Problem to work on
Look through the listing below and report how many lines contain "size", as a bare number.
━━━━━━━━━━━━━━━━━━━━
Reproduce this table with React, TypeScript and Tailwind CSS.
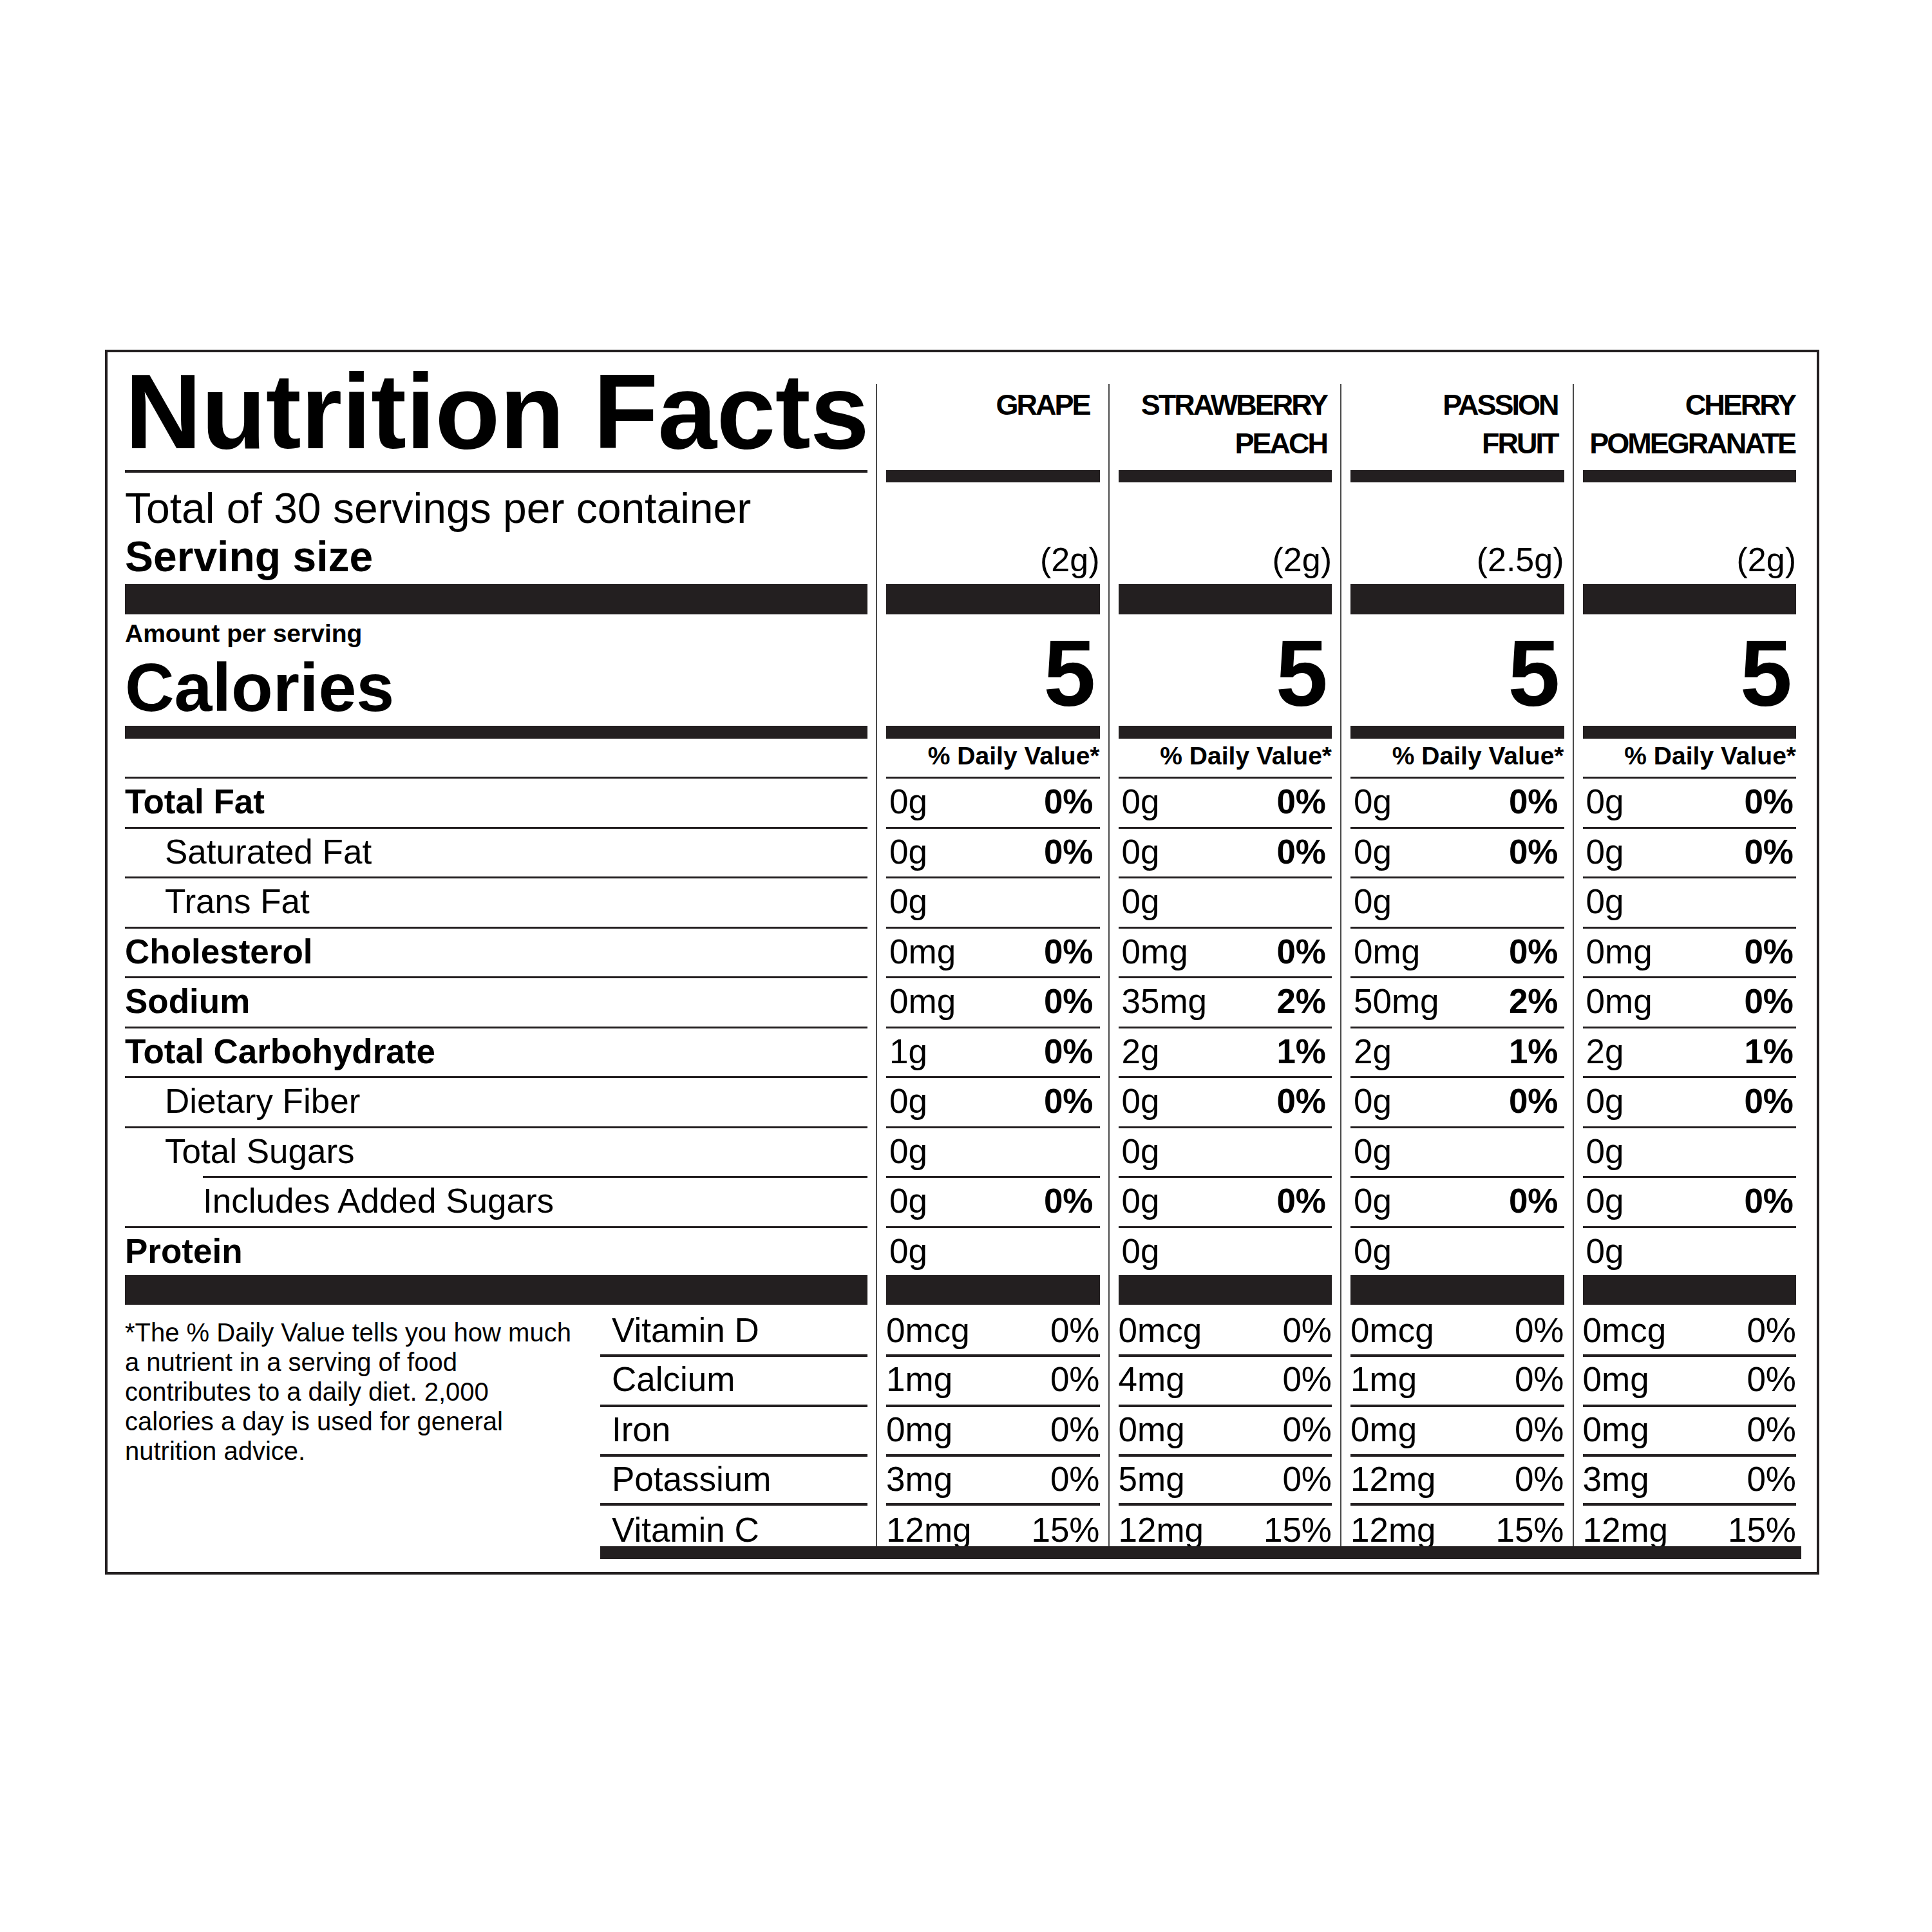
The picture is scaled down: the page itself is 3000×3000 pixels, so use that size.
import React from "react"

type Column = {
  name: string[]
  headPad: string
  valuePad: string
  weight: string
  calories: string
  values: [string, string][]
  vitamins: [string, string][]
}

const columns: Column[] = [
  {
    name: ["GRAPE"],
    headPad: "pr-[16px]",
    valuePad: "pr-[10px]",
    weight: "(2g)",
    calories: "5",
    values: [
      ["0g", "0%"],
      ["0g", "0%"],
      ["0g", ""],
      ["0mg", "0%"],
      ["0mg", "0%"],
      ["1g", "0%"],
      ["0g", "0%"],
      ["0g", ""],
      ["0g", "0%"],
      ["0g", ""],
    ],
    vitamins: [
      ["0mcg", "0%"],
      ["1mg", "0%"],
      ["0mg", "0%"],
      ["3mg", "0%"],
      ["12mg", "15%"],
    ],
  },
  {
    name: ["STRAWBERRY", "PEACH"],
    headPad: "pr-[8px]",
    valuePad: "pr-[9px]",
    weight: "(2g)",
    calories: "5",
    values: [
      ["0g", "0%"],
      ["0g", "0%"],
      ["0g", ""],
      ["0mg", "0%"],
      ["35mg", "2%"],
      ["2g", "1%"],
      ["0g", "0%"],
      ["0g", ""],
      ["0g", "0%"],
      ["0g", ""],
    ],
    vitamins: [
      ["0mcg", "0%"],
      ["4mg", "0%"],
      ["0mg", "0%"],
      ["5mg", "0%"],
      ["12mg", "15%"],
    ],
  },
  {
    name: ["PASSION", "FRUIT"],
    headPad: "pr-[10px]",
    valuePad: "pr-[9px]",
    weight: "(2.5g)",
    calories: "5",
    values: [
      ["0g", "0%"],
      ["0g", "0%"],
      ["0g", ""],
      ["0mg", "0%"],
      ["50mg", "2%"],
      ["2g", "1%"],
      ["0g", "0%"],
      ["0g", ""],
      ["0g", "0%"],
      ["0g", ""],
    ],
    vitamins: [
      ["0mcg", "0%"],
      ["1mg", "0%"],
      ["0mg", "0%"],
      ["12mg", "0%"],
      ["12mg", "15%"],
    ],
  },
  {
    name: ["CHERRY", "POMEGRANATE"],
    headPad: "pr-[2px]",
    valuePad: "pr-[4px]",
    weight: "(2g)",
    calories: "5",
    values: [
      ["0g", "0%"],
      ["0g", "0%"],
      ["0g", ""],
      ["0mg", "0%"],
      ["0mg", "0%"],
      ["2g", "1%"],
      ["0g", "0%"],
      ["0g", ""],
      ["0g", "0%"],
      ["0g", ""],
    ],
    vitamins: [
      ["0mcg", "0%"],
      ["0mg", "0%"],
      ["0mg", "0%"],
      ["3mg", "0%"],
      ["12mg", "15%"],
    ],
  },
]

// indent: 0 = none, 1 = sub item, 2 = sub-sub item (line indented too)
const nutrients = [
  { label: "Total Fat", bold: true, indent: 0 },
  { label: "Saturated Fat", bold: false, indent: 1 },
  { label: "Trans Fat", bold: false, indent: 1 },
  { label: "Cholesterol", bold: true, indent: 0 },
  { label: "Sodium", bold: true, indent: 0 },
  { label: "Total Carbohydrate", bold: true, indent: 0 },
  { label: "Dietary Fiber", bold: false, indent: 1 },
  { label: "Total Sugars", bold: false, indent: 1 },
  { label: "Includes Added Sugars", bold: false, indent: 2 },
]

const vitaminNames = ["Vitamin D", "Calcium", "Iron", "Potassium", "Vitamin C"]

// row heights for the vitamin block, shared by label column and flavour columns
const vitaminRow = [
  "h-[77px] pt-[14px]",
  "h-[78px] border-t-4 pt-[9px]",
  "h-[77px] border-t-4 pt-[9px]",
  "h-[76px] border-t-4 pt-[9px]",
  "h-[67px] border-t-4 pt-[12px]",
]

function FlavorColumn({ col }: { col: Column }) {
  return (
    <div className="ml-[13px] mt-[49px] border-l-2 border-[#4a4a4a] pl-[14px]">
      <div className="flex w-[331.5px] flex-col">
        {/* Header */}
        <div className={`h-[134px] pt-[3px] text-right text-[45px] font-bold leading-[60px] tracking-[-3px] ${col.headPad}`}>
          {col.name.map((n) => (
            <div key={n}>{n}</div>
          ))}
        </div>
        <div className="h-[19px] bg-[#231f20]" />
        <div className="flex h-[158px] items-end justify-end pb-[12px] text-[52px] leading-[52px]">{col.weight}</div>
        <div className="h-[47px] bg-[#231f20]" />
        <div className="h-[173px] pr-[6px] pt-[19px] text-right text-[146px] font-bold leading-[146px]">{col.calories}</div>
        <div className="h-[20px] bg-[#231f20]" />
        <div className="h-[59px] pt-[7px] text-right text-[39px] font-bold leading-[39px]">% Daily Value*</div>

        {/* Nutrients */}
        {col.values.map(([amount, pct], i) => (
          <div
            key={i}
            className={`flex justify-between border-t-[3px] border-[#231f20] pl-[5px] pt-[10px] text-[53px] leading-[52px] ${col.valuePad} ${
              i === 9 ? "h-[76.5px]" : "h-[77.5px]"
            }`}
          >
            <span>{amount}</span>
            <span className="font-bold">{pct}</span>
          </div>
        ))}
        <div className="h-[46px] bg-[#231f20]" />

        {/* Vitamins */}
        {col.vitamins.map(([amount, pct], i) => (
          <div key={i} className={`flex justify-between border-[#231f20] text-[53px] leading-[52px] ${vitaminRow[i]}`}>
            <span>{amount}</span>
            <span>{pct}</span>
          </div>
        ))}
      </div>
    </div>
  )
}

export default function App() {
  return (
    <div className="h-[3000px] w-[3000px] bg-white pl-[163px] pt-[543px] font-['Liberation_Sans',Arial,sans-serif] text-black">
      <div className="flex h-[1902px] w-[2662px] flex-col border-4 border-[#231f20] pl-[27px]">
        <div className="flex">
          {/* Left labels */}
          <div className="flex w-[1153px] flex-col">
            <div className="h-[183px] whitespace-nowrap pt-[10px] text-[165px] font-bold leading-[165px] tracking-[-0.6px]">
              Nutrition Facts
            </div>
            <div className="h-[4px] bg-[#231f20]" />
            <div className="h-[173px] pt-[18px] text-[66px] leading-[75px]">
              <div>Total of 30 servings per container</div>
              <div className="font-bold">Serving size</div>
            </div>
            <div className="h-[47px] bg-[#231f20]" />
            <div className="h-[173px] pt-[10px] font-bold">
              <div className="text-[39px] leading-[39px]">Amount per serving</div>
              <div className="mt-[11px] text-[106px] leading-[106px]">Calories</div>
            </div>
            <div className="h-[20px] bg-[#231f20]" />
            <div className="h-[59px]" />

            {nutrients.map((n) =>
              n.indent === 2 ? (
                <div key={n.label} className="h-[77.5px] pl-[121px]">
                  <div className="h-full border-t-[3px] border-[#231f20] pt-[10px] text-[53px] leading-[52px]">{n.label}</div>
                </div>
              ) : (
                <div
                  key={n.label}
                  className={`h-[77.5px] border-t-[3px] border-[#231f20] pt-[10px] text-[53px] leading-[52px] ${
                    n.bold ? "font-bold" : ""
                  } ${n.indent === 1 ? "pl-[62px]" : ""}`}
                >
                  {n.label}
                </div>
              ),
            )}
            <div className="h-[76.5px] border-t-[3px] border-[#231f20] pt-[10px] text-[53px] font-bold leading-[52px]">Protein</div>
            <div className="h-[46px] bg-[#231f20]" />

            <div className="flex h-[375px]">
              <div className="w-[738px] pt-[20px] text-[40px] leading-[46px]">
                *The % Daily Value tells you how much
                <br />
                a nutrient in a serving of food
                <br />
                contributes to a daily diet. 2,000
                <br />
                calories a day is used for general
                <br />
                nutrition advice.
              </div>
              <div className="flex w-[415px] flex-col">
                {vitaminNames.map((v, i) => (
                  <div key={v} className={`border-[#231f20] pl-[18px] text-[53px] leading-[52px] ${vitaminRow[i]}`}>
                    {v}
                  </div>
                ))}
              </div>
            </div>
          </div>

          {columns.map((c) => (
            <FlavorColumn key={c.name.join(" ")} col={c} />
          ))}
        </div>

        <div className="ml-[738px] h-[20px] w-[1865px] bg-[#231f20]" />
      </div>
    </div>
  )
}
━━━━━━━━━━━━━━━━━━━━
Reply
2